We protect whistleblowers against retaliation from disclosing illegal activity
The illegal activity may be sexual harassment, or a violation such as unlawful pollution practices. The federal government and many states have laws protecting whistleblowers from retaliation for filing a claim or reporting a violation. Employees are also protected in most states by general statutes or common law from retaliation-whistleblowing.
The law protects people who complain about illegal conduct at work or refuse to remain silent about such conduct.
If you have made a claim of harassment or discrimination at work or if you have helped someone make a similar claim, your employer cannot fire, demote, harass, or reassign you.
If you have reported your employer to OSHA, the Department of Labor or any government investigator for conduct you reasonably believe is illegal or against a governmental regulation, you are most likely protected as well.
If you are a victim of retaliation after your employer’s illegal conduct, our team will try to help you keep your job, negotiate an exit strategy, or pursue a claim for retaliatory discharge or wrongful termination.
Retaliation-whistleblowing protections are designed to encourage employees to report unlawful or unsafe activities or misconduct by protecting reporting employees from employer retaliation-whistleblowing. The idea is that an employee is more likely to “blow the whistle” on an employer’s nefarious conduct if the employee knows he or she will not suffer any recriminations as a result of doing so.
Whistleblower laws protect workers in a considerable variety of situations. There are too many to address every whistleblower law in this article, but a few scenarios stand out as particularly noteworthy. Employees who report violations of environmental laws or regulations are protected under the Clean Air Act and Safe Drinking Water Act. Several transportation statutes protect employees reporting safety violations in aviation, navigation, and among other common carriers. The Sarbanes-Oxley Act and Dodd-Frank Act protect employees that blow the whistle on varying forms of commercial or financial malfeasance. And the Whistleblower Protection Act protects federal employees who report government misconduct.

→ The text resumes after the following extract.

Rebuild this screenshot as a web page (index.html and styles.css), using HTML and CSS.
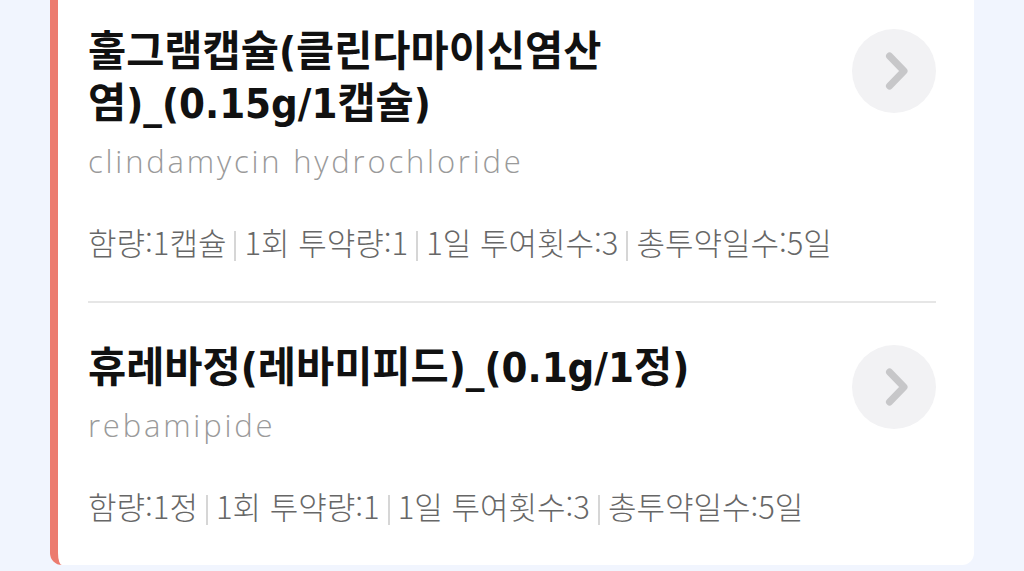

Importantly, whistleblower laws are not uniform in defining to whom an employee must report misconduct to qualify as a whistleblower. Many laws and regulations involving hazardous or illegal working conditions provide for reporting of violations to the Occupational Safety and Health Administration (“OSHA”). In turn, OSHA regulations provide protections for employees who report such violations. The OSHA regulations cover over twenty different federal statutes, though, and the reporting standards can vary from law to law.
Some statutes require employees to report misconduct to a specific federal agency to be protected, but some protect workers who report misconduct internally. The U.S. Supreme Court recently held that an employee who reports financial misconduct internally, but not to the Securities Exchange Commission, does not qualify for whistleblower protection under the Sarbanes-Oxley Act, but is protected by the Dodd-Frank Act.
Wrongful termination claims arise under whistleblower laws when an employee is fired who has reported misconduct that is subject to whistleblower protections, and the reason for the termination is the employee’s report. The employee must have genuinely believed that the employer was engaged in misconduct. However, in many cases, the protections still apply even if the employer ends up not having actually broken any laws.
The considerable differences among the various whistleblower statutes are important because an employee who does not meet a specific statute’s definition of “whistleblower,” or who does not follow the law’s procedural requirements, will not be protected if fired in retaliation for reporting. Consequently, any worker who believes he or she has been fired for whistleblowing should consult with an experienced attorney as soon as possible.